ANN: mxProxy Package - Version 0.2.0
mal at lemburg.com
Fri Aug 20 09:45:21 CEST 1999
Neil Schemenauer wrote:
> M.-A. Lemburg <mal at lemburg.com> wrote:
> >2. using a weak reference which allows you to build circular
> > reference models in your data without producing the other-
> > wise difficult to handle memory leakage induced by this.
> This is an interesting implementation of weak references.
> Thanks. Attached is a weak reference implementation I cooked up
> yesterday. It is more of a hack then your approach but has the
> advantage that referenced objects die sooner. Unfortunately, my
> proxy object is incomplete.
You have an interesting implementation there too :-) Both ways
have their merrit I guess. The problem with your idea is that
you need setattr() to work on the object -- this doesn't work
on builtin types, but does do the trick for all Python instances.
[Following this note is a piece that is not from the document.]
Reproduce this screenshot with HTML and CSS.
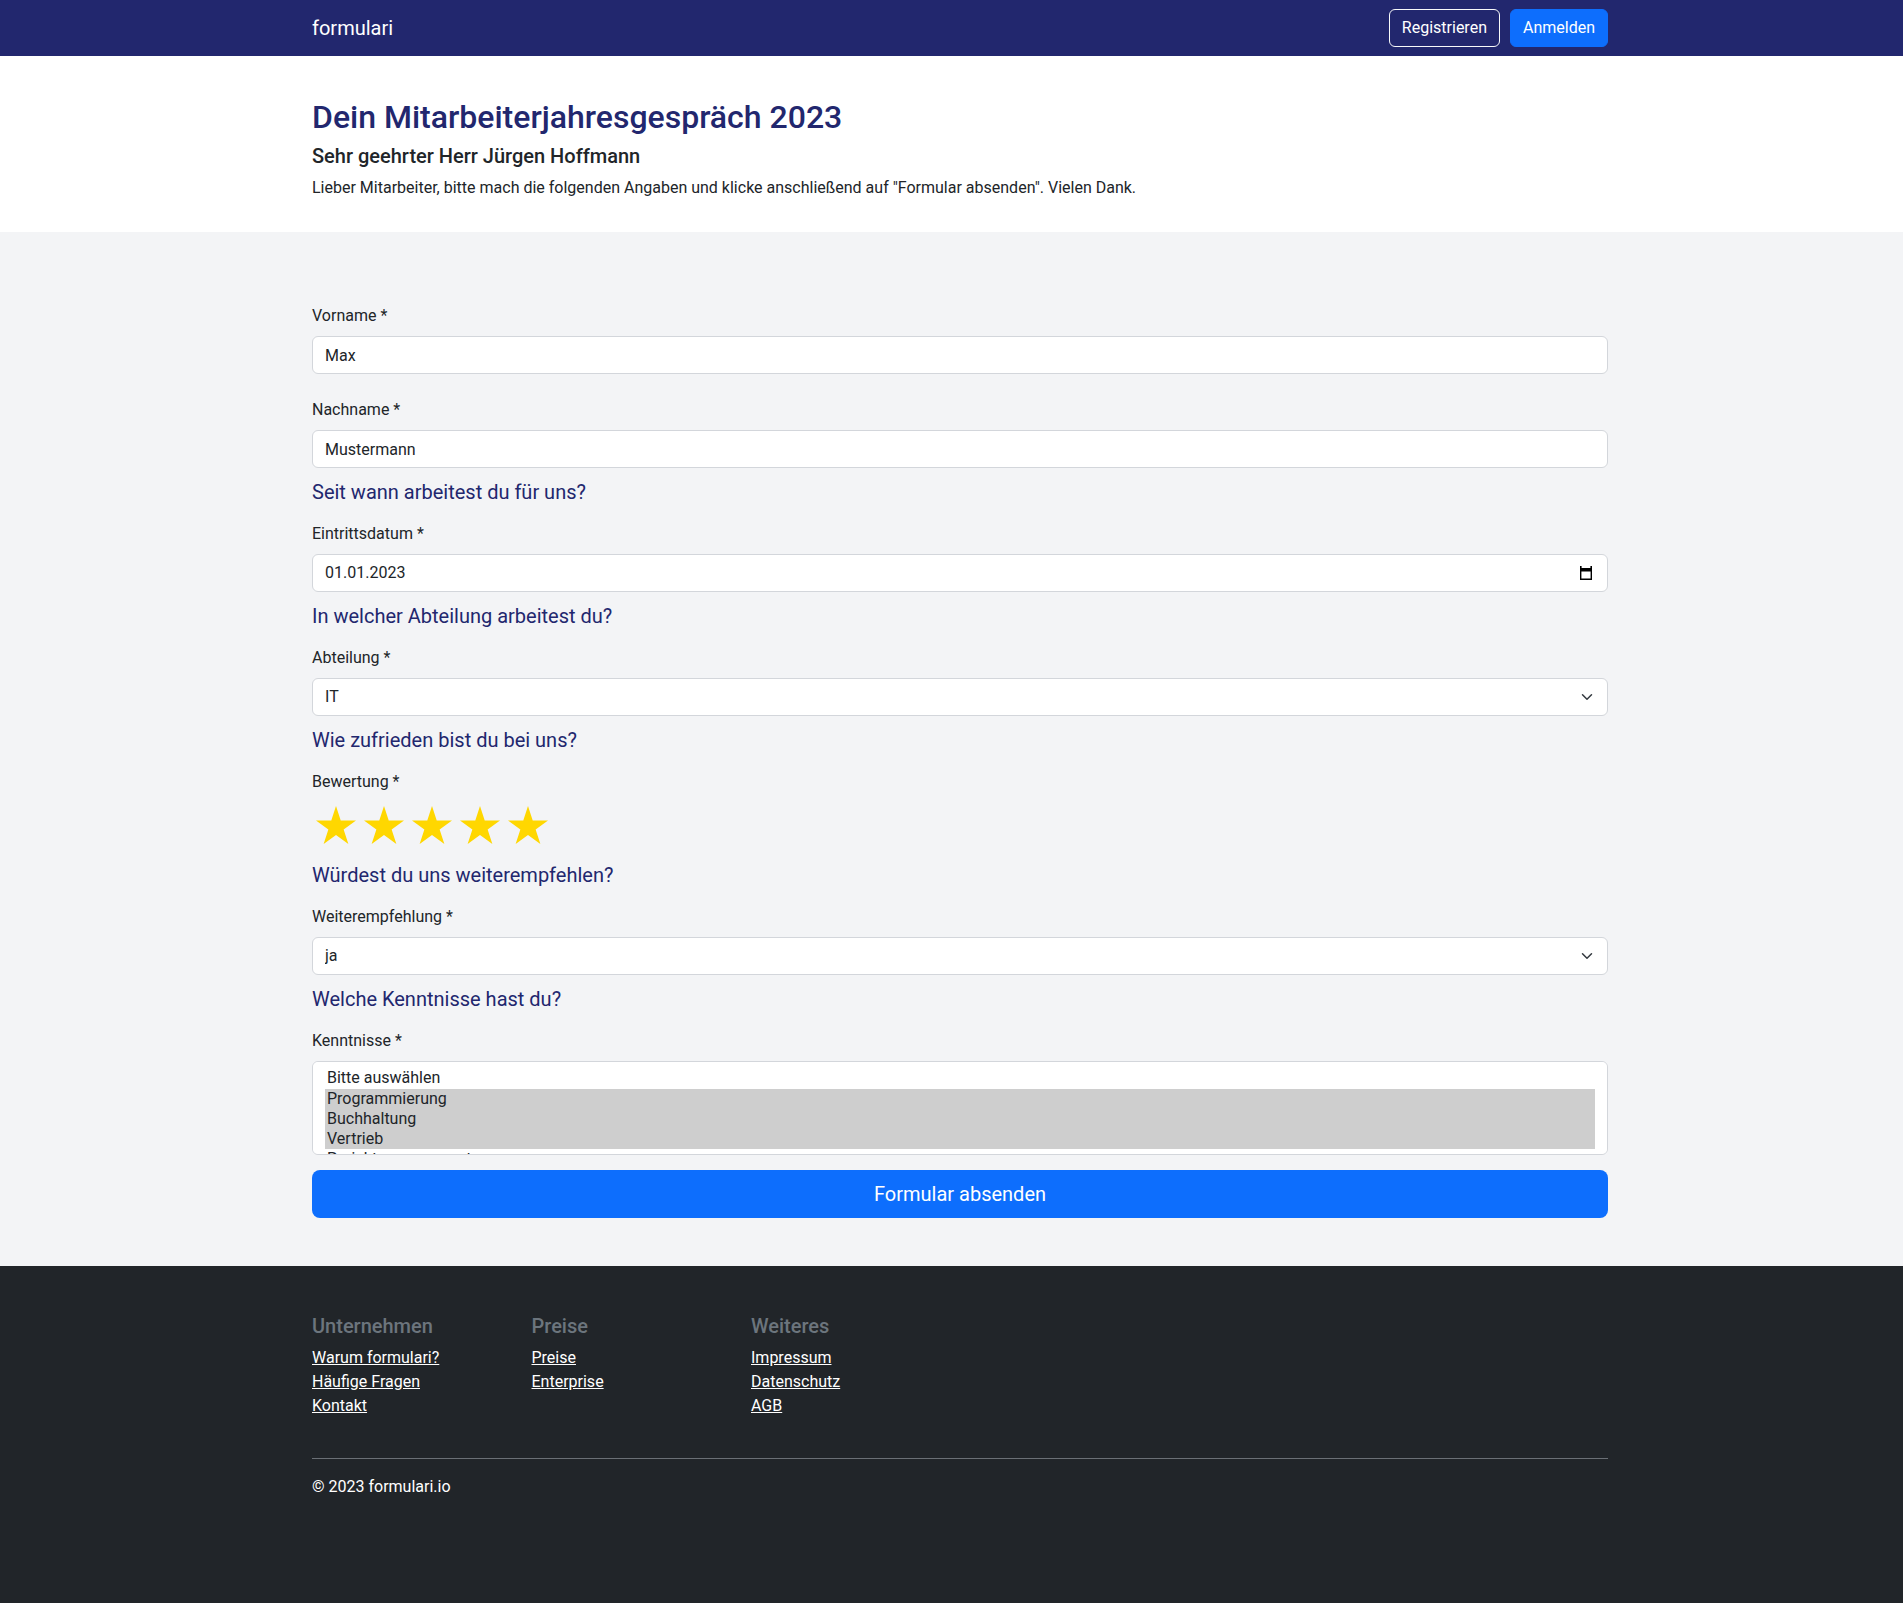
FILE: index.html
```html
<!DOCTYPE html>
<html lang="de">
<head>
<meta charset="utf-8">
<title>Dein Mitarbeiterjahresgespräch 2023 – formulari</title>
<link rel="stylesheet" href="styles.css">
</head>
<body>
<div class="page">
  <nav class="navbar">
    <div class="container nav-inner">
      <a class="brand" href="#">formulari</a>
      <div class="nav-actions">
        <a class="btn btn-outline" href="#">Registrieren</a>
        <a class="btn btn-primary" href="#">Anmelden</a>
      </div>
    </div>
  </nav>

  <header class="intro">
    <div class="container">
      <h1 class="title">Dein Mitarbeiterjahresgespräch 2023</h1>
      <h2 class="greeting">Sehr geehrter Herr Jürgen Hoffmann</h2>
      <p class="intro-text">Lieber Mitarbeiter, bitte mach die folgenden Angaben und klicke anschließend auf "Formular absenden". Vielen Dank.</p>
    </div>
  </header>

  <main class="form-area">
    <div class="container">
      <form class="form" onsubmit="return false">
        <div class="field">
          <label class="label" for="vorname">Vorname *</label>
          <input class="control" id="vorname" type="text" value="Max">
        </div>
        <div class="field">
          <label class="label" for="nachname">Nachname *</label>
          <input class="control" id="nachname" type="text" value="Mustermann">
        </div>

        <h3 class="section-title">Seit wann arbeitest du für uns?</h3>
        <div class="field">
          <label class="label" for="datum">Eintrittsdatum *</label>
          <div class="control date-control">
            <input class="date-input" id="datum" type="text" value="01.01.2023">
            <svg class="cal-icon" width="14" height="14" viewBox="0 0 14 14" aria-hidden="true">
              <rect x="1" y="0" width="1.6" height="2.4" fill="#000"/>
              <rect x="11.4" y="0" width="1.6" height="2.4" fill="#000"/>
              <path fill="#000" fill-rule="evenodd" d="M1 2h12v12H1z M2.4 5.6h9.2v7H2.4z"/>
            </svg>
          </div>
        </div>

        <h3 class="section-title">In welcher Abteilung arbeitest du?</h3>
        <div class="field">
          <label class="label" for="abteilung">Abteilung *</label>
          <div class="select-wrap">
            <select class="control select" id="abteilung">
              <option>Bitte auswählen</option>
              <option selected>IT</option>
              <option>Buchhaltung</option>
              <option>Vertrieb</option>
            </select>
            <svg class="chevron" width="16" height="12" viewBox="0 0 16 16" aria-hidden="true"><path fill="none" stroke="#343a40" stroke-linecap="round" stroke-linejoin="round" stroke-width="2" d="m2 5 6 6 6-6"/></svg>
          </div>
        </div>

        <h3 class="section-title">Wie zufrieden bist du bei uns?</h3>
        <div class="field">
          <span class="label">Bewertung *</span>
          <div class="stars">
            <svg class="star" width="48" height="46" viewBox="0 0 48 46"><path fill="#ffd700" d="M24 4 L28.72 18.53 L44 18.53 L31.64 27.51 L36.36 42.04 L24 33.06 L11.64 42.04 L16.36 27.51 L4 18.53 L19.28 18.53 Z"/></svg>
            <svg class="star" width="48" height="46" viewBox="0 0 48 46"><path fill="#ffd700" d="M24 4 L28.72 18.53 L44 18.53 L31.64 27.51 L36.36 42.04 L24 33.06 L11.64 42.04 L16.36 27.51 L4 18.53 L19.28 18.53 Z"/></svg>
            <svg class="star" width="48" height="46" viewBox="0 0 48 46"><path fill="#ffd700" d="M24 4 L28.72 18.53 L44 18.53 L31.64 27.51 L36.36 42.04 L24 33.06 L11.64 42.04 L16.36 27.51 L4 18.53 L19.28 18.53 Z"/></svg>
            <svg class="star" width="48" height="46" viewBox="0 0 48 46"><path fill="#ffd700" d="M24 4 L28.72 18.53 L44 18.53 L31.64 27.51 L36.36 42.04 L24 33.06 L11.64 42.04 L16.36 27.51 L4 18.53 L19.28 18.53 Z"/></svg>
            <svg class="star" width="48" height="46" viewBox="0 0 48 46"><path fill="#ffd700" d="M24 4 L28.72 18.53 L44 18.53 L31.64 27.51 L36.36 42.04 L24 33.06 L11.64 42.04 L16.36 27.51 L4 18.53 L19.28 18.53 Z"/></svg>
          </div>
        </div>

        <h3 class="section-title">Würdest du uns weiterempfehlen?</h3>
        <div class="field">
          <label class="label" for="empfehlung">Weiterempfehlung *</label>
          <div class="select-wrap">
            <select class="control select" id="empfehlung">
              <option>Bitte auswählen</option>
              <option selected>ja</option>
              <option>nein</option>
            </select>
            <svg class="chevron" width="16" height="12" viewBox="0 0 16 16" aria-hidden="true"><path fill="none" stroke="#343a40" stroke-linecap="round" stroke-linejoin="round" stroke-width="2" d="m2 5 6 6 6-6"/></svg>
          </div>
        </div>

        <h3 class="section-title">Welche Kenntnisse hast du?</h3>
        <div class="field">
          <label class="label" for="kenntnisse">Kenntnisse *</label>
          <select class="control multi" id="kenntnisse" multiple>
            <option>Bitte auswählen</option>
            <option selected>Programmierung</option>
            <option selected>Buchhaltung</option>
            <option selected>Vertrieb</option>
            <option>Projektmanagement</option>
            <option>Marketing</option>
          </select>
        </div>

        <button class="submit" type="submit">Formular absenden</button>
      </form>
    </div>
  </main>

  <footer class="footer">
    <div class="container">
      <div class="footer-cols">
        <div class="footer-col">
          <h5 class="footer-title">Unternehmen</h5>
          <ul class="footer-links">
            <li><a href="#">Warum formulari?</a></li>
            <li><a href="#">Häufige Fragen</a></li>
            <li><a href="#">Kontakt</a></li>
          </ul>
        </div>
        <div class="footer-col">
          <h5 class="footer-title">Preise</h5>
          <ul class="footer-links">
            <li><a href="#">Preise</a></li>
            <li><a href="#">Enterprise</a></li>
          </ul>
        </div>
        <div class="footer-col">
          <h5 class="footer-title">Weiteres</h5>
          <ul class="footer-links">
            <li><a href="#">Impressum</a></li>
            <li><a href="#">Datenschutz</a></li>
            <li><a href="#">AGB</a></li>
          </ul>
        </div>
      </div>
      <hr class="footer-rule">
      <p class="copyright">© 2023 formulari.io</p>
    </div>
  </footer>
</div>
</body>
</html>
```

FILE: styles.css
```css
html {
  overflow-x: hidden;
}

body {
  margin: 0;
  width: 1920px;
  font-family: Roboto, "Noto Sans", "Liberation Sans", sans-serif;
  font-size: 16px;
  line-height: 1.5;
  color: #212529;
  background: #212529;
}

.page {
  min-height: 100vh;
  display: flex;
  flex-direction: column;
}

.container {
  width: 1296px;
  margin: 0 auto;
}

/* Navbar */
.navbar {
  background: #22276e;
}

.nav-inner {
  height: 56px;
  display: flex;
  align-items: center;
  justify-content: space-between;
}

.brand {
  font-size: 20px;
  line-height: 30px;
  color: #fff;
  text-decoration: none;
}

.nav-actions {
  display: flex;
  gap: 10px;
}

.btn {
  display: inline-block;
  font-size: 16px;
  line-height: 24px;
  padding: 6px 12px;
  border: 1px solid transparent;
  border-radius: 6px;
  text-decoration: none;
  color: #fff;
}

.btn-outline {
  border-color: #f8f9fa;
}

.btn-primary {
  background: #0d6efd;
  border-color: #0d6efd;
}

/* Intro */
.intro {
  background: #fff;
  padding: 42px 0 32px;
}

.title {
  margin: 0 0 8px;
  font-size: 32px;
  font-weight: 500;
  line-height: 1.2;
  color: #22276e;
}

.greeting {
  margin: 0 0 8px;
  font-size: 20px;
  font-weight: 500;
  line-height: 1.2;
  color: #212529;
}

.intro-text {
  margin: 0;
}

/* Form */
.form-area {
  background: #f3f4f6;
  padding: 72px 0 48px;
}

.form {
  display: flex;
  flex-direction: column;
}

.field + .field {
  margin-top: 24px;
}

.label {
  display: block;
  margin-bottom: 8px;
  font-size: 16px;
  line-height: 24px;
}

.control {
  display: block;
  width: 100%;
  box-sizing: border-box;
  height: 38px;
  padding: 6px 12px;
  font-family: inherit;
  font-size: 16px;
  line-height: 24px;
  color: #212529;
  background: #fff;
  border: 1px solid #d3d6db;
  border-radius: 6px;
  outline: none;
}

.date-control {
  display: flex;
  align-items: center;
  padding-right: 14px;
}

.date-input {
  flex: 1;
  min-width: 0;
  border: 0;
  padding: 0;
  margin: 0;
  font: inherit;
  color: inherit;
  background: transparent;
  outline: none;
}

.cal-icon {
  flex: none;
  display: block;
}

.select-wrap {
  position: relative;
}

.select {
  appearance: none;
  -webkit-appearance: none;
  padding-right: 36px;
}

.chevron {
  position: absolute;
  right: 13px;
  top: 13px;
  pointer-events: none;
}

.section-title {
  margin: 12px 0 18px;
  font-size: 20px;
  font-weight: 400;
  line-height: 24px;
  color: #22276e;
}

.stars {
  display: flex;
  align-items: flex-start;
  height: 49px;
}

.star {
  display: block;
}

.multi {
  height: 94px;
  padding: 6px 12px 0;
  overflow-y: auto;
  scrollbar-width: none;
}

.multi option {
  color: #212529;
}

.submit {
  margin-top: 15px;
  width: 100%;
  height: 48px;
  border: 0;
  border-radius: 8px;
  background: #0d6efd;
  color: #fff;
  font-family: inherit;
  font-size: 20px;
  line-height: 30px;
  cursor: pointer;
}

/* Footer */
.footer {
  flex: 1;
  background: #212529;
  color: #fff;
  padding: 48px 0;
}

.footer-cols {
  display: grid;
  grid-template-columns: repeat(3, 219.5px);
}

.footer-title {
  margin: 0 0 8px;
  font-size: 20px;
  font-weight: 500;
  line-height: 1.2;
  color: #6c757d;
}

.footer-links {
  list-style: none;
  margin: 0;
  padding: 0;
}

.footer-links li {
  line-height: 24px;
}

.footer-links a {
  color: #fff;
  text-decoration: underline;
}

.footer-rule {
  margin: 40px 0 16px;
  border: 0;
  border-top: 1px solid #6a6f75;
}

.copyright {
  margin: 0;
}
```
My implementation builds on a true proxy that also covers
builtin types (because it also handles type slots, well, at least
most of them: the numeric slots don't work yet because of coercion
issues) and has the advantage of not modifying the referenced
object at all.
Jack Janssen just recently suggested adding a weak bit flag
to all Python objects. This would in the end cause all objects
to grow by about 2-4 bytes depending on struct alignment. With this
flag one could do much the same as suggest in your approach
(using an additional global dict like I do). However the amount
of extra storage needed is significant and probably not even
used in most cases, so the weak bit idea is controversial.
BTW, calling the checkweakrefs() function in mxProxy is pretty
much equivalent to explicitly invoking the GC in JPython.